Activities

Scoping Workshop 

March, 2020

The TARTARE Scoping Workshop was held on March 3’rd- March 6’th of 2020, in Addis Ababa, Ethiopia as part of a 3-part series to be followed by a Risk Ranking Workshop and a Risk Prioritization Workshop. It was held as part of Objective 3 of the TARTARE project, which aims to establish risk-based food safety priorities in Ethiopia. As part of this objective, the project will develop a roadmap for a risk-based food safety system which can be used as a model for other low-and middle-income countries. This Scoping Workshop connected government stakeholders and technical advisors from 16 federal agencies engaged in food safety in Ethiopia, using a variety of facilitation techniques to give them the opportunity to work towards the identification of a shared set of priority hazards and to closely interact with participants from different agencies. This interaction is essential to foster the coordination that is needed for a strong, risk-based food safety system.

The risk-based approach

Food safety risk ranking is the systematic analysis and ordering of foodborne hazards and/or foods in terms of the public health risk, using estimates of the likelihood and severity of adverse impacts on human health.

The forthcoming Food and Agriculture Organization of the United Nations Preliminary Guide to Ranking Food Safety Risks at the National Level identifies three iterative phases including defining the scope, developing the approach, and conducting the risk ranking analysis and report results. Each phase can be further broken down into smaller steps. For the scoping phase, which this workshop was modelled after, the three steps are to: 1.) Define purpose of the ranking; 2.) Select the foodborne hazards and foods to be ranked; and 3.) Sort identified foods and hazards into categorization schemes. This workshop also included discussion of metrics to be used.

The first goal of this workshop was to build a food safety community among the decision makers and stakeholders in Ethiopia. The second was to understand current relevant activities related to food safety and risk ranking, so that we can make connections to that work and keep the project relevant for the stakeholders. The third goal was to provide easy access to existing estimates on the burden of foodborne disease in Ethiopia by presenting country-level estimates generated by the Foodborne Disease Burden Epidemiology Reference Group (FERG)*. The final goal was to help strengthen capacity for risk-based decision making among food safety stakeholders in Ethiopia. Thanks to exceptional engagement from participants, this workshop was a great success and sets the team up well for the Risk Ranking Workshop.

*Havelaar AH, Kirk MD, Torgerson PR, Gibb HJ, Hald T, Lake RJ, Praet N, et al. 2015. “World Health Organization Global Estimates and Regional Comparisons of the Burden of Foodborne Disease in 2010.” PLoS Medicine 12 (12): e1001923. https://doi.org/10.1371/journal.pmed.1001923.

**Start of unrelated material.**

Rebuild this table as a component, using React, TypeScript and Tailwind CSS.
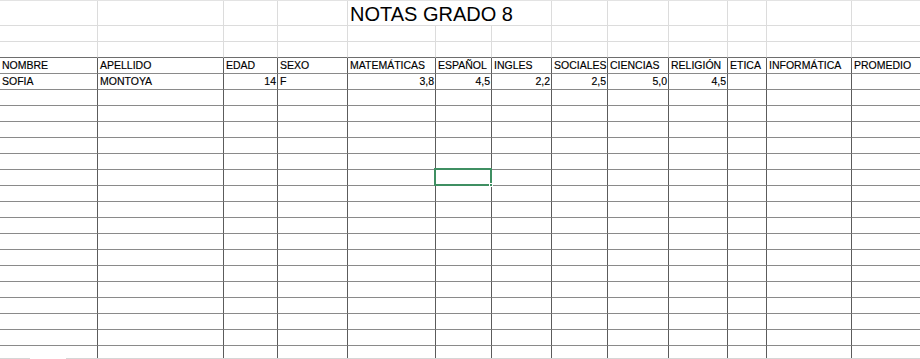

Click here to view the full TARTARE Scoping Workshop Stakeholder Report.

Click here to view Scoping Workshop Photo Gallery 

 

Gendered Data Collection

August, 2019

In August of 2019, Ohio State University graduate student and member of the Center for Foodborne Illness, Ariel Garsow, traveled to Addis Ababa, Ethiopia as part of the TARTARE project to serve as a teaching assistant for a gendered data collection course being taught at Addis Ababa University, led by TARTARE team member Dr. Kathleen Colverson of the University of Florida.

One of the activities completed during this course was the creation of a 24-hour clock to look at the differences in how small holder male and female farmers spend their time in a typical day. Men were asked to create a 24-hour clock of the typical day for a female smallholder farmer, and women were asked to do the same, but for a male smallholder farmer.  The result was a pictorial representation of reality that allowed for an open discussion of gender roles and equality. This activity also helped reveal community food safety practices. Further, it can be used to see when most individuals are available to have conversations and trainings around food safety, thus increasing the potential impact that can be made.

24-hour clock small share holder farm female 24-hour clock small share holder farm male

After the training, Ariel took part in visiting several small holder dairy producers in the area surrounding Addis Ababa, including the Kersa and Wolmera woredas, to help conduct a gender analysis of the food safety practices in the dairy value chain. The goal was to be able to obtain enough information to guide development of community-specific best food handling practices. Results showed that women are primarily responsible for stall cleaning, watering, cleaning of utensils, and some feeding of animals, but less involved in grazing and veterinary care. Males were responsible for slaughtering and cutting beef and other livestock for consumption. Similarly, women have limited involvement in marketing of beef and meat products, but almost exclusive control of processing and sales of milk and dairy products.                   

Women and paint bucket for milk container

The examination of gender roles in value chains allows for the determination of the likelihood of risk of food borne diseases by gender and aids in the creation of interventions to that target those who are more likely to be able to change behaviors to reduce foodborne contamination. Future food safety trainings need to    understand these gender roles to appropriately target the correct audiences.